Exercise goal:
Of all the lines in the records below, how many hold the word "React"? Give the number alone.

Information shown:

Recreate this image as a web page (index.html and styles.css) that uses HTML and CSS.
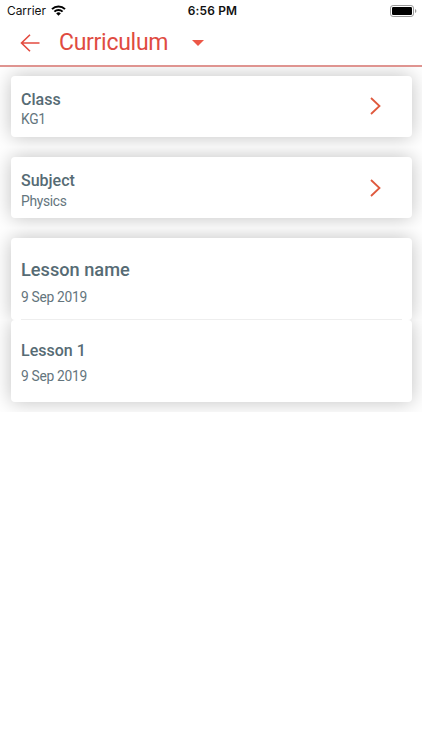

* * *

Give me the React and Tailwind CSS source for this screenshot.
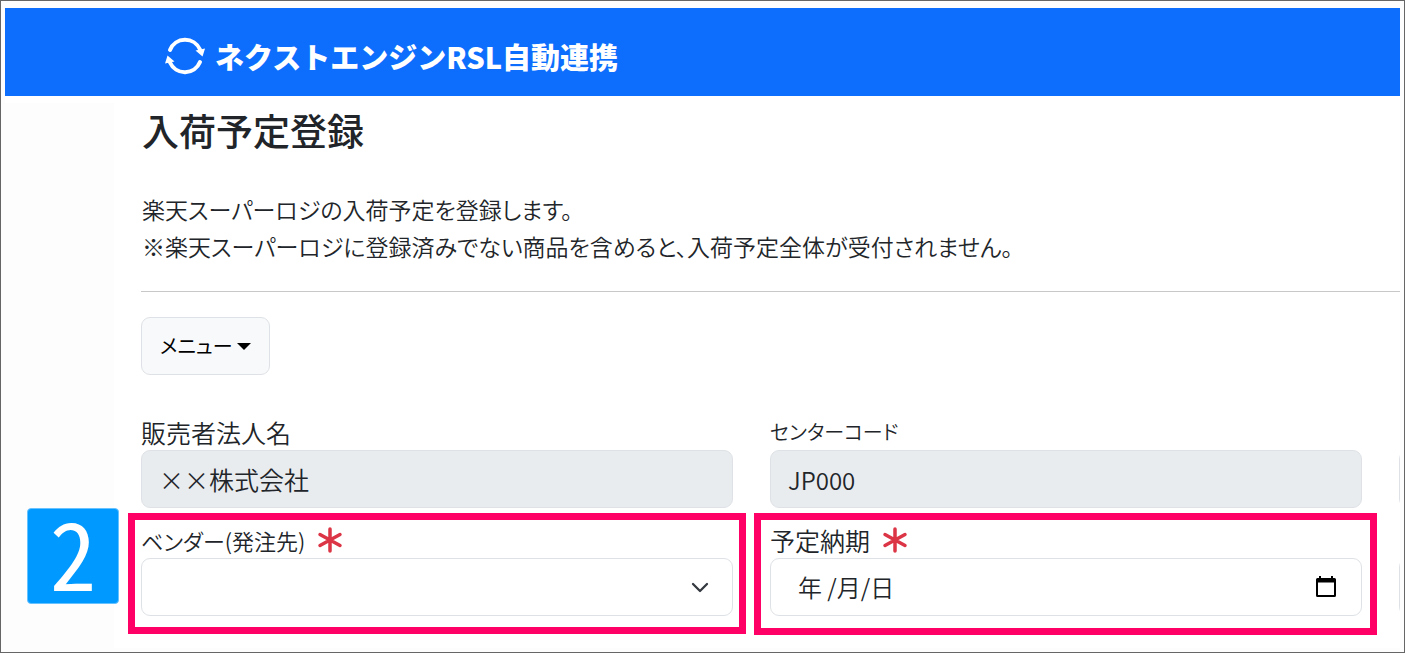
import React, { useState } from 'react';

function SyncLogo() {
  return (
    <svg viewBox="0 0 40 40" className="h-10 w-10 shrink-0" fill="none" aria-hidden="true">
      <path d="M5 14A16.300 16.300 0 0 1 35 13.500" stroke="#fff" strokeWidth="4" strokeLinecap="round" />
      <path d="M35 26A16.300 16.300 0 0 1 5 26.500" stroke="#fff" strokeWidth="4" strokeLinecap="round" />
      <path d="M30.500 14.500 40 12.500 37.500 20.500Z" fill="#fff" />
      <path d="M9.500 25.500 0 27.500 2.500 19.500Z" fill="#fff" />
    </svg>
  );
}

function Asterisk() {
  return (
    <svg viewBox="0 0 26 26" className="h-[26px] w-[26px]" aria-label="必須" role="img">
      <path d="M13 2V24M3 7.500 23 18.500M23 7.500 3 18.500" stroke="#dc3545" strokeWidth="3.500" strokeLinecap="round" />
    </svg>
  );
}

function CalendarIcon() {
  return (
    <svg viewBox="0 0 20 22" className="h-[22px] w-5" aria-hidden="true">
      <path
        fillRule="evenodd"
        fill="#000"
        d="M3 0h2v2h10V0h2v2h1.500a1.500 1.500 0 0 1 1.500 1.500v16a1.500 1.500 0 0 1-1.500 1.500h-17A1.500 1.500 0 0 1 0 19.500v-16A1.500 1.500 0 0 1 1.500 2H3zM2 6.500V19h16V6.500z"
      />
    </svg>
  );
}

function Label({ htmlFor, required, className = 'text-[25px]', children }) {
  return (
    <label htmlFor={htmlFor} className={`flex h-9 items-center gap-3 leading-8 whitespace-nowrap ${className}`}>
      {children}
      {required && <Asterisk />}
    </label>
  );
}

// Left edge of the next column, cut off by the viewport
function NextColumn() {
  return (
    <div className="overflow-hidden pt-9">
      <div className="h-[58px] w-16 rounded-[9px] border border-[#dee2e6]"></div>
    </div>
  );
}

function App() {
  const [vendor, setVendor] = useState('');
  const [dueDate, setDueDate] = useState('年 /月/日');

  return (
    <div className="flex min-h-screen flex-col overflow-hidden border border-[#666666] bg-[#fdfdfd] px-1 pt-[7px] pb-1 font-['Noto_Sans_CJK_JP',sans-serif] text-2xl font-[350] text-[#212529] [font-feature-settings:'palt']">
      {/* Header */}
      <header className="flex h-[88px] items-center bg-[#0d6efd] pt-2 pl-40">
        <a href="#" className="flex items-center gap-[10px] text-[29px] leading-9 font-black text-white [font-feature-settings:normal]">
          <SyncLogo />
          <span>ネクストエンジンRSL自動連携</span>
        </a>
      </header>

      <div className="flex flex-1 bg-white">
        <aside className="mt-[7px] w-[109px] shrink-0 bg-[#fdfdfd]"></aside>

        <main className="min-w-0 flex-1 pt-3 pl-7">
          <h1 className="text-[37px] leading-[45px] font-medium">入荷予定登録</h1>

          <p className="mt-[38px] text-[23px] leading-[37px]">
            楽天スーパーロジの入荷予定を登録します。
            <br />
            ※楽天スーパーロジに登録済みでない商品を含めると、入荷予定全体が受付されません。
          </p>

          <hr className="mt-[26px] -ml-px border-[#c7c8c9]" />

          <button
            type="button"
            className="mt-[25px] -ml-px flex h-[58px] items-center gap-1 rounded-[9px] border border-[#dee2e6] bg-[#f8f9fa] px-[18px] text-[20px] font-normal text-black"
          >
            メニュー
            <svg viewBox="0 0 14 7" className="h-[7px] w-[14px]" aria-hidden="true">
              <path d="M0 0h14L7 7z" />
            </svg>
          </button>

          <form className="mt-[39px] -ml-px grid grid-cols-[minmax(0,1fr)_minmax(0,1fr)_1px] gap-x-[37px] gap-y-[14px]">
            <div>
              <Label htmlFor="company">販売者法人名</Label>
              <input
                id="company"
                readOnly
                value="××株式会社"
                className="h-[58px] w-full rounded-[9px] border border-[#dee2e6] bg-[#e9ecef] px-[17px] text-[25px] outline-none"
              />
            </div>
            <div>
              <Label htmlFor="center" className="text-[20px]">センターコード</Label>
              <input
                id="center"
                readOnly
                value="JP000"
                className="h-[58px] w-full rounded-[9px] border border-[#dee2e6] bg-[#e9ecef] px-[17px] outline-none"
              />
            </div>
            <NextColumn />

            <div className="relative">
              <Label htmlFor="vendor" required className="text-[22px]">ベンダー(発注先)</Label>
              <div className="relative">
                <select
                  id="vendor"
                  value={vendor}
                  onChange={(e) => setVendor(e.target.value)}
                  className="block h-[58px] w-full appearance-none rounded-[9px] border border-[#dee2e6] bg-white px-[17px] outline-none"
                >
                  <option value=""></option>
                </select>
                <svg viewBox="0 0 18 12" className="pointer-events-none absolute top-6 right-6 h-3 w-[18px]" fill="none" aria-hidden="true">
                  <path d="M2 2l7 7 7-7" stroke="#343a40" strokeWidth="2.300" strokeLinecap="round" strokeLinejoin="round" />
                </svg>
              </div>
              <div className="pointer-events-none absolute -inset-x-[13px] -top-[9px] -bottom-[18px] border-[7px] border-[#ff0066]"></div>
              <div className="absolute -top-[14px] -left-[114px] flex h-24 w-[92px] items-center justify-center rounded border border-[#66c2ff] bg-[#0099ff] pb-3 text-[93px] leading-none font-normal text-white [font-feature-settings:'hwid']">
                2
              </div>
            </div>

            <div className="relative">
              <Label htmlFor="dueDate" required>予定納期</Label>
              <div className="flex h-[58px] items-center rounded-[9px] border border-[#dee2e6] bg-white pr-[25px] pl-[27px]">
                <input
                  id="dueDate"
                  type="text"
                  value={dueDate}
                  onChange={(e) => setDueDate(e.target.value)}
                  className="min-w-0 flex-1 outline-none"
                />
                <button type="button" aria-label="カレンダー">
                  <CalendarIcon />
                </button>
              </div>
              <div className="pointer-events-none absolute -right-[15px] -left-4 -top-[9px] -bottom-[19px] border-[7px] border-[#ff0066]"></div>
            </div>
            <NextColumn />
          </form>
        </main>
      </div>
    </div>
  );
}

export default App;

Output:
2